Reading Recovery (RR) is a school-based intervention designed to reduce literacy problems within an education system. It is an early intervention, giving children who have particular difficulties in reading and writing after their first year in Primary school a period of intensive, individual teaching. The intervention is not solely concerned with improving the reading and writing skills of the lowest achieving children in the age band in the mainstream class (around age six) but also helps them to develop more effective literacy strategies so that they will be able to continue to work at age appropriate levels and to progress satisfactorily in their own school’s instruction programme.
A child’s RR series of lessons is finished when he or she is judged to be able to cope well with reading and writing and work successfully at age appropriate levels. The aim is that, with a fully trained RR teacher, this should be achieved within 12-20 weeks. As soon as the child leaves Reading Recovery, another enters and this rolling intervention continues throughout the year.

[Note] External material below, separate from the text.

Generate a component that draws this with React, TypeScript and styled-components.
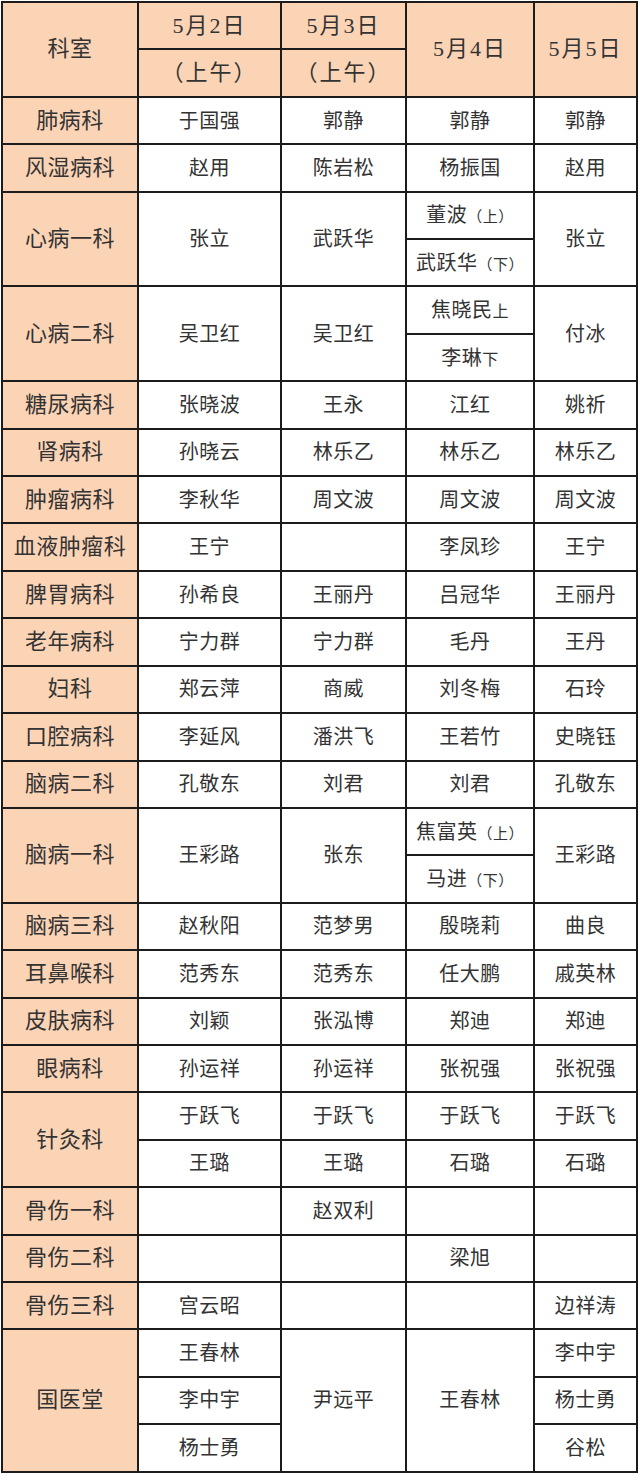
import React from 'react';
import styled, { createGlobalStyle } from 'styled-components';

const GlobalStyle = createGlobalStyle`
  html, body {
    margin: 0;
    padding: 0;
    background: #ffffff;
  }
`;

const PEACH = '#fbd4b6';
const LINE = '#1c1c1c';
const UNIT = 47.42;

const Page = styled.div`
  width: 640px;
  height: 1476px;
  padding: 1px 0 0 1px;
  box-sizing: border-box;
  background: #ffffff;
`;

const Schedule = styled.table`
  border-collapse: separate;
  border-spacing: 0;
  table-layout: fixed;
  width: 637px;
  border-top: 2px solid ${LINE};
  border-left: 2px solid ${LINE};
  font-family: 'Liberation Serif', 'Noto Sans CJK SC', serif;
  color: #333333;
`;

const Row = styled.tr`
  height: ${UNIT}px;
`;

const Cell = styled.td<{ $head?: boolean }>`
  padding: 0;
  border-right: 2px solid ${LINE};
  border-bottom: 2px solid ${LINE};
  background: ${(p) => (p.$head ? PEACH : '#ffffff')};
  text-align: center;
  vertical-align: middle;
  font-size: ${(p) => (p.$head ? '22px' : '20px')};
  line-height: 1;
  white-space: nowrap;
  letter-spacing: 0.5px;
`;

const HeadCell = styled(Cell).attrs({ as: 'th', $head: true })<{ $spaced?: boolean }>`
  font-weight: normal;
  font-size: 22px;
  letter-spacing: ${(p) => (p.$spaced ? '2px' : '0.5px')};
`;

const Note = styled.span`
  font-size: 15px;
`;

const Part = styled.span`
  font-size: 16px;
`;

type Entry = string | { text: string; note: string; paren?: boolean };

function Name({ value }: { value: Entry }): JSX.Element {
  if (typeof value === 'string') return <>{value}</>;
  return (
    <>
      {value.text}
      {value.paren ? <Note>（{value.note}）</Note> : <Part>{value.note}</Part>}
    </>
  );
}

interface SimpleRow {
  dept: string;
  names: Entry[];
}

function simple(dept: string, ...names: Entry[]): SimpleRow {
  return { dept, names };
}

function Simple({ row }: { row: SimpleRow }): JSX.Element {
  return (
    <Row>
      <Cell $head>{row.dept}</Cell>
      {row.names.map((n, i) => (
        <Cell key={i}>
          <Name value={n} />
        </Cell>
      ))}
    </Row>
  );
}

// 5月4日 split into morning / afternoon, other days span both rows
function SplitDay({
  dept,
  d2,
  d3,
  top,
  bottom,
  d5,
}: {
  dept: string;
  d2: string;
  d3: string;
  top: Entry;
  bottom: Entry;
  d5: string;
}): JSX.Element {
  return (
    <>
      <Row>
        <Cell $head rowSpan={2}>
          {dept}
        </Cell>
        <Cell rowSpan={2}>{d2}</Cell>
        <Cell rowSpan={2}>{d3}</Cell>
        <Cell>
          <Name value={top} />
        </Cell>
        <Cell rowSpan={2}>{d5}</Cell>
      </Row>
      <Row>
        <Cell>
          <Name value={bottom} />
        </Cell>
      </Row>
    </>
  );
}

const before = [
  simple('肺病科', '于国强', '郭静', '郭静', '郭静'),
  simple('风湿病科', '赵用', '陈岩松', '杨振国', '赵用'),
];

const middle = [
  simple('糖尿病科', '张晓波', '王永', '江红', '姚祈'),
  simple('肾病科', '孙晓云', '林乐乙', '林乐乙', '林乐乙'),
  simple('肿瘤病科', '李秋华', '周文波', '周文波', '周文波'),
  simple('血液肿瘤科', '王宁', '', '李凤珍', '王宁'),
  simple('脾胃病科', '孙希良', '王丽丹', '吕冠华', '王丽丹'),
  simple('老年病科', '宁力群', '宁力群', '毛丹', '王丹'),
  simple('妇科', '郑云萍', '商威', '刘冬梅', '石玲'),
  simple('口腔病科', '李延风', '潘洪飞', '王若竹', '史晓钰'),
  simple('脑病二科', '孔敬东', '刘君', '刘君', '孔敬东'),
];

const later = [
  simple('脑病三科', '赵秋阳', '范梦男', '殷晓莉', '曲良'),
  simple('耳鼻喉科', '范秀东', '范秀东', '任大鹏', '戚英林'),
  simple('皮肤病科', '刘颖', '张泓博', '郑迪', '郑迪'),
  simple('眼病科', '孙运祥', '孙运祥', '张祝强', '张祝强'),
];

const bone = [
  simple('骨伤一科', '', '赵双利', '', ''),
  simple('骨伤二科', '', '', '梁旭', ''),
  simple('骨伤三科', '宫云昭', '', '', '边祥涛'),
];

export default function App(): JSX.Element {
  return (
    <Page>
      <GlobalStyle />
      <Schedule>
        <colgroup>
          <col style={{ width: 136 }} />
          <col style={{ width: 143 }} />
          <col style={{ width: 125 }} />
          <col style={{ width: 128 }} />
          <col style={{ width: 103 }} />
        </colgroup>
        <thead>
          <Row>
            <HeadCell rowSpan={2}>科室</HeadCell>
            <HeadCell $spaced>5月2日</HeadCell>
            <HeadCell $spaced>5月3日</HeadCell>
            <HeadCell $spaced rowSpan={2}>
              5月4日
            </HeadCell>
            <HeadCell $spaced rowSpan={2}>
              5月5日
            </HeadCell>
          </Row>
          <Row>
            <HeadCell $spaced>（上午）</HeadCell>
            <HeadCell $spaced>（上午）</HeadCell>
          </Row>
        </thead>
        <tbody>
          {before.map((r) => (
            <Simple key={r.dept} row={r} />
          ))}
          <SplitDay
            dept="心病一科"
            d2="张立"
            d3="武跃华"
            top={{ text: '董波', note: '上', paren: true }}
            bottom={{ text: '武跃华', note: '下', paren: true }}
            d5="张立"
          />
          <SplitDay
            dept="心病二科"
            d2="吴卫红"
            d3="吴卫红"
            top={{ text: '焦晓民', note: '上' }}
            bottom={{ text: '李琳', note: '下' }}
            d5="付冰"
          />
          {middle.map((r) => (
            <Simple key={r.dept} row={r} />
          ))}
          <SplitDay
            dept="脑病一科"
            d2="王彩路"
            d3="张东"
            top={{ text: '焦富英', note: '上', paren: true }}
            bottom={{ text: '马进', note: '下', paren: true }}
            d5="王彩路"
          />
          {later.map((r) => (
            <Simple key={r.dept} row={r} />
          ))}
          <Row>
            <Cell $head rowSpan={2}>
              针灸科
            </Cell>
            <Cell>于跃飞</Cell>
            <Cell>于跃飞</Cell>
            <Cell>于跃飞</Cell>
            <Cell>于跃飞</Cell>
          </Row>
          <Row>
            <Cell>王璐</Cell>
            <Cell>王璐</Cell>
            <Cell>石璐</Cell>
            <Cell>石璐</Cell>
          </Row>
          {bone.map((r) => (
            <Simple key={r.dept} row={r} />
          ))}
          <Row>
            <Cell $head rowSpan={3}>
              国医堂
            </Cell>
            <Cell>王春林</Cell>
            <Cell rowSpan={3}>尹远平</Cell>
            <Cell rowSpan={3}>王春林</Cell>
            <Cell>李中宇</Cell>
          </Row>
          <Row>
            <Cell>李中宇</Cell>
            <Cell>杨士勇</Cell>
          </Row>
          <Row>
            <Cell>杨士勇</Cell>
            <Cell>谷松</Cell>
          </Row>
        </tbody>
      </Schedule>
    </Page>
  );
}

Key Features of the Reading Recovery Programme
- Children entering Reading Recovery are those who have had the most difficulty in reading and writing after one year at school. Reading Recovery is directed at the lowest achieving six year olds (approx.) in the mainstream class.
- The intervention is different for every child. The starting point is the child’s strengths and the teacher builds upon what the child is able, and trying to do.
- The teaching is individually designed and individually delivered. Each child has an intensive series of 30-minute lessons, daily. The instruction is supplementary to normal class teaching.
- The focus of each lesson is on comprehending messages in reading and constructing messages in writing. In every lesson, children read several small books and write their own stories, learning how to attend to detail without losing focus on meaning.